[REQUIRED TASK]:
Scan the data below for the string "components". Show every line where it turns up.

▼

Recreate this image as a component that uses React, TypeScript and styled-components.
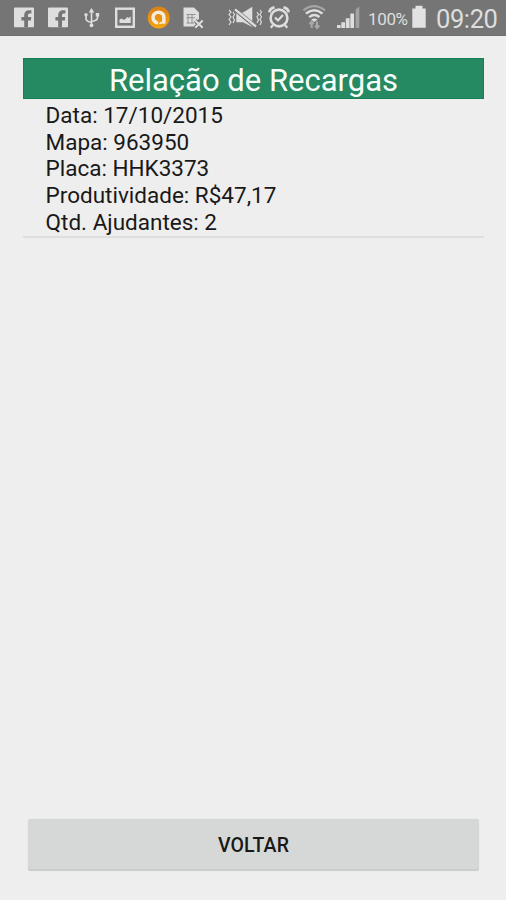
import React from "react";
import styled, { createGlobalStyle } from "styled-components";

const GlobalStyle = createGlobalStyle`
  * { box-sizing: border-box; }
  body {
    margin: 0;
    background: #eeeeee;
    font-family: Roboto, "Liberation Sans", sans-serif;
  }
`;

const Screen = styled.div`
  display: flex;
  flex-direction: column;
  height: 100vh;
  min-height: 900px;
`;

const StatusBar = styled.header`
  display: flex;
  flex: none;
  height: 36px;
  background: #757575;
  border-bottom: 1px solid #707070;
  color: #dedede;
`;

const Icon = styled.svg<{ $gap: number }>`
  display: block;
  flex: none;
  height: 35px;
  margin-left: ${(p) => p.$gap}px;
  fill: none;
  stroke: none;
`;

const BatteryLevel = styled.span`
  width: 41px;
  margin-left: 8px;
  font-size: 17px;
  line-height: 38px;
  letter-spacing: -0.35px;
  white-space: nowrap;
`;

const Clock = styled.span`
  margin-left: 10px;
  font-size: 25.5px;
  line-height: 38px;
  letter-spacing: -0.4px;
`;

const Content = styled.main`
  display: flex;
  flex: 1;
  flex-direction: column;
  padding: 22px 22px 29px 23px;
`;

const Title = styled.h1`
  height: 41px;
  margin: 0;
  background: #258962;
  border: 1px solid #158056;
  color: #f8fffb;
  font-size: 31px;
  font-weight: 400;
  line-height: 43px;
  text-align: center;
`;

const Record = styled.dl`
  margin: 0;
  padding: 3px 0 0 22.6px;
  height: 139px;
  border-bottom: 2px solid #dfdfdf;
  color: #191919;
  font-size: 22.5px;
  line-height: 26.7px;
`;

const Field = styled.div`
  display: flex;
  gap: 5.5px;
`;

const Label = styled.dt``;

const Value = styled.dd`
  margin: 0;
`;

const BackButton = styled.button`
  height: 52px;
  margin: auto 5px 0;
  padding: 0;
  border: 0;
  border-radius: 3px;
  background: #d6d8d7;
  box-shadow: inset 0 -2px 0 #cbcccb, 0 0 1px #cccccc;
  color: #181818;
  font-family: inherit;
  font-size: 19.5px;
  font-weight: 500;
  line-height: 54px;
  letter-spacing: 0.15px;
`;

const light = "#dedede";

type GlyphProps = { x: number; width: number; gap: number; children: React.ReactNode };

const Glyph = ({ x, width, gap, children }: GlyphProps) => (
  <Icon $gap={gap} width={width} viewBox={`${x} 0 ${width} 35`} aria-hidden="true">
    {children}
  </Icon>
);

const Facebook = ({ gap }: { gap: number }) => (
  <Glyph x={0} width={20} gap={gap}>
    <rect y="7.5" width="20" height="19.8" rx="1" fill={light} />
    <path
      d="M10.2 27.3V20.6H7.4V17H10.2V15.2C10.2 12 12.2 10.2 15 10.2H17.4V13.6H15.8C14.6 13.6 14 14.2 14 15.4V17H17.3L16.9 20.6H14V27.3Z"
      fill="#757575"
    />
  </Glyph>
);

const fields = [
  ["Data:", "17/10/2015"],
  ["Mapa:", "963950"],
  ["Placa:", "HHK3373"],
  ["Produtividade:", "R$47,17"],
  ["Qtd. Ajudantes:", "2"],
];

export default function App() {
  return (
    <Screen>
      <GlobalStyle />
      <StatusBar>
        <Facebook gap={14} />
        <Facebook gap={14} />
        <Glyph x={84} width={16} gap={16}>
          <path
            d="M91.5 11V26M86 15V18.5Q86 21.5 91.5 22.5M97.5 15V18Q97.5 20.5 91.5 21.5"
            stroke={light}
            strokeWidth="1.6"
          />
          <path d="M91.5 8L94.3 12.5H88.7ZM95.8 13H99.2V16.4H95.8Z" fill={light} />
          <circle cx="86" cy="14.7" r="1.7" fill={light} />
          <circle cx="91.5" cy="25.3" r="1.9" fill={light} />
        </Glyph>
        <Glyph x={115} width={20} gap={15}>
          <rect x="116.2" y="8.7" width="17.6" height="18.1" stroke={light} strokeWidth="2.4" />
          <path d="M119.5 23V19.5L121.5 18.5L124 20L127.5 17L128.5 18L130.7 16.5V23Z" fill={light} />
        </Glyph>
        <Glyph x={147} width={23} gap={12}>
          <defs>
            <linearGradient id="amber" x1="0" y1="0" x2="0" y2="1">
              <stop offset="0" stopColor="#d97f18" />
              <stop offset="1" stopColor="#f5a511" />
            </linearGradient>
          </defs>
          <circle cx="158.7" cy="17.5" r="11" fill="url(#amber)" />
          <path
            d="M156.6 22.6C152.9 21.2 151.9 16.8 154.2 14.1C156.5 11.4 160.9 11.5 163 14.3C164.2 15.9 163.9 18 163.9 22.2"
            stroke="#f5eddb"
            strokeWidth="3.5"
            strokeLinecap="round"
          />
          <path d="M159.3 23.4Q162.8 23.3 163.4 20" stroke="#f5eddb" strokeWidth="1.6" />
        </Glyph>
        <Glyph x={183} width={21} gap={13}>
          <path d="M183.5 7.5H194L199 12.5V19L195 22L197 26.5H183.5Z" fill={light} />
          <path
            d="M186.5 14.5H195.5M186.5 17.7H195M188 14V23.5M192 14V23.5M186.5 23H194"
            stroke="#929292"
            strokeWidth="1"
          />
          <path d="M195.2 20.5L202.7 27.8M202.7 20.5L195.2 27.8" stroke="#757575" strokeWidth="4" />
          <path d="M195.2 20.5L202.7 27.8M202.7 20.5L195.2 27.8" stroke={light} strokeWidth="2" />
        </Glyph>
        <Glyph x={228} width={34} gap={24}>
          <path
            d="M229 10L231 12L229 14.5L231 17L229 19.5L231 22L229 25M233 12L234.5 14.5L233 17L234.5 20L233 23M257 12L258.5 14.5L257 17L258.5 20L257 23M260 10L261.5 12L260 14.5L261.5 17L260 19.5L261.5 22L260 25"
            stroke={light}
            strokeWidth="1.2"
          />
          <path d="M236.3 12.5H243L252.3 6.8V27L243 22.3H236.3Z" fill={light} />
          <path d="M235.5 10L256 27" stroke="#757575" strokeWidth="4.2" />
          <path d="M235 9.3L256 26.5" stroke={light} strokeWidth="2.3" />
        </Glyph>
        <Glyph x={268} width={22} gap={6}>
          <circle cx="279" cy="18" r="8.4" stroke={light} strokeWidth="2.6" />
          <path
            d="M269.4 12.3Q269.9 8 274.5 7.4M283.5 7.4Q288.1 8 288.6 12.3"
            stroke={light}
            strokeWidth="2.8"
          />
          <path d="M275 17.5L278 20.5L283 15M273 25L270.8 27.8M285 25L287.2 27.8" stroke={light} strokeWidth="2.2" />
        </Glyph>
        <Glyph x={303} width={23} gap={13}>
          <path d="M303.5 10.3Q314 1.8 325 10.3" stroke="#a5a5a5" strokeWidth="2.2" />
          <path d="M306 13.6Q314.3 7 322.5 13.6M309.2 17.1Q314.3 13 319.5 17.1" stroke={light} strokeWidth="2.5" />
          <path d="M311.2 19.6Q314.3 17.5 317.5 19.6L314.3 22Z" fill={light} />
          <path
            d="M311.7 28V21.5M309.5 24L311.7 21.5L313.7 24M317 21.5V28M315 25.5L317 28L319.3 25.5"
            stroke="#a8a8a8"
            strokeWidth="2"
          />
        </Glyph>
        <Glyph x={337} width={23} gap={11}>
          <path d="M337 25H340.6V28H337ZM341.3 22.3H345V28H341.3ZM345.8 18.3H349.6V28H345.8ZM350.3 13.5H354V28H350.3Z" fill={light} />
          <path d="M355.6 9.5L359.3 6.5V28H355.6Z" fill="#a2a2a2" />
        </Glyph>
        <BatteryLevel>100%</BatteryLevel>
        <Glyph x={412} width={14} gap={3}>
          <path d="M412.3 8.5H415.5V5.8H422.5V8.5H425.7V27.7H412.3Z" fill="#e2e2e2" />
        </Glyph>
        <Clock>09:20</Clock>
      </StatusBar>
      <Content>
        <Title>Relação de Recargas</Title>
        <Record>
          {fields.map(([label, value]) => (
            <Field key={label}>
              <Label>{label}</Label>
              <Value>{value}</Value>
            </Field>
          ))}
        </Record>
        <BackButton type="button">VOLTAR</BackButton>
      </Content>
    </Screen>
  );
}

▲

[TASK RESPONSE]:
Recreate this image as a component that uses React, TypeScript and styled-components.
import styled, { createGlobalStyle } from "styled-components";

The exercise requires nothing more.